Automatic redis through static differentiation
A new project, “Incremental λ-Calculus”, obviates my previous posts on automatic redis. The team has created an algorithm, called static differentiation, which performs a source to source translation on functions in the simply typed lambda calculs. The resulting function takes twice as many arguments as the previous program, with every other argument being a diff, or derivative, on the previous argument. When further optimizations are applied to the source, such as constant reduction and dead code elimination, the non-derivative arguments can sometimes be removed entirely. Here is an example from the paper:
type MultiSet = Map String Nat
-- | grandTotal counts the number of elements in each set and adds them
grandTotal :: MultiSet -> MultiSet -> Nat
grandTotal xs ys = fold (+) 0 (merge xs ys) where
-- Imported:
fold :: (Nat -> Nat -> Nat) -> Nat -> MultiSet -> Nat
(+) :: Nat -> Nat -> Nat
0 :: Nat
merge :: MultiSet -> MultiSet -> MultiSet
After static differentiation, the code becomes:1
-- The derivative of a natural number is an integer, since
-- the natural number can either increase or decrease.
type Nat' = Int
type MultiSet' = Map String Nat'
grandTotal' :: MultiSet -> MultiSet' -> MultiSet -> MultiSet' -> Nat'
grandTotal' xs xs' ys ys' =
fold' (+) (+') 0 (derive 0) (merge xs ys) (merge' xs dxs ys dys) where
-- Imported:
fold' :: (Nat -> Nat -> Nat)
-> (Nat -> Nat' -> Nat -> Nat' -> Nat')
-> Nat -> Nat'
-> MultiSet -> MultiSet'
-> Nat'
(+) :: Nat -> Nat -> Nat
(+') :: Nat -> Nat' -> Nat -> Nat' -> Nat'
0 :: Nat
derive :: Nat -> Nat'
merge :: MultiSet -> MultiSet -> MultiSet
merge' :: MultiSet -> MultiSet' -> MultiSet -> MultiSet' -> MultiSet
When optimizations are applied, grandTotal'
becomes the implementation
that a programmer would have written:
grandTotal' :: MultiSet' -> MultiSet' -> Int
grandTotal' xs' ys' = fold' (+) 0 (merge' xs' ys')
-- Imported:
fold' :: (Int -> Int -> Int) -> Int -> MultiSet' -> Int
(+) :: Int -> Int -> Int
0 :: Int
merge' :: MultiSet' -> MultiSet' -> MultiSet'
In this case, the resulting grandTotal'
makes no reference to the original multisets at all.

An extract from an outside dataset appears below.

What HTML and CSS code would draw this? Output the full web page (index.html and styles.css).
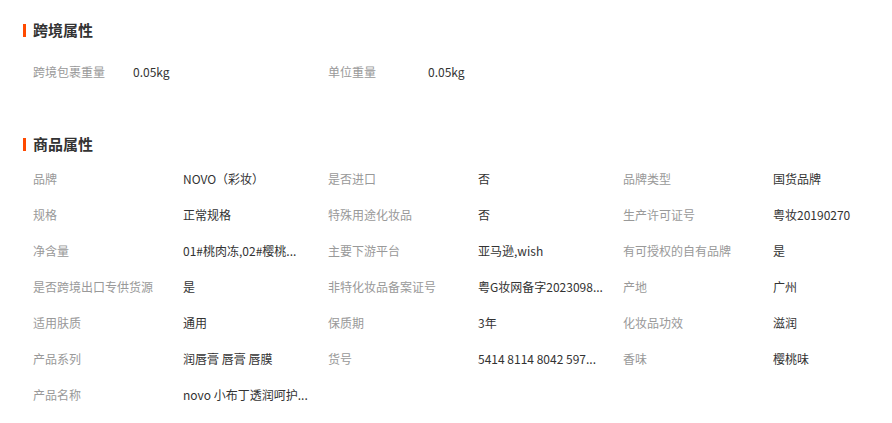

The authors of the paper call this “self-maintainability”, by analogy to self-maintainable
views in databases.
The problem of infering redis update operations from database update operations, then, is simply a matter of differentiating and then optimizing the cache schema. (“Cache schema” is the mapping from redis keys to the database queries that populate those keys.) The mappings whose derivatives are self-maintainable can be translated into redis commands.
Here is the source transformation described in the paper:
File C:/Users/joshball/git/joshua.ball.name/downloads/code/static-differentiation/Differentiate.hs could not be found
Returning to an example from the first post:
userIds :: RedisSet
userIds = setToRedisSet (mapProjection userId (dbTableToSet usersTable))
setToRedisSet :: Set Id -> RedisSet
mapProjection :: (User -> Id) -> Set User -> Set Id
userId :: User -> Id
dbTableToSet :: DbTable User -> Set User
usersTable :: DbTable User
The derivative is
userIds' :: RedisSet'
userIds' = setToRedisSet' (mapProjection userId (dbTableToSet usersTable)) (mapProjection' userId userId' (dbTableToSet usersTable) (dbTableToSet' usersTable usersTable'))
setToRedisSet' :: Set Id -> Set' Id Id' -> RedisSet'
mapProjection :: (User -> Id) -> Set User -> Set Id
mapProjection' :: (User -> Id) -> (User -> User' -> Id') -> Set User -> Set' User User' -> Set' Id Id'
userId :: User -> Id
userId' :: User -> User' -> Id'
dbTableToSet :: DbTable User -> Set User
dbTableToSet' :: DbTable User -> DbTable' User User' -> Set' User User'
usersTable :: DbTable User
usersTable' :: DbTable' User User'
data RedisSet' = SAdd String | ...
data DbTable' a a' = Insert a | ...
In the case of an insert, we have
usersTable' = Insert user
which means that userIds'
can be reduced to
userIds' :: RedisSet'
userIds' = SAdd (userId user)
1: I’m being a little imprecise when I define the derivative of a type as another type, since the type of the derivative can vary depending on the value. The derivative of 3 is all integers from -3 to positive infinity, not all integers.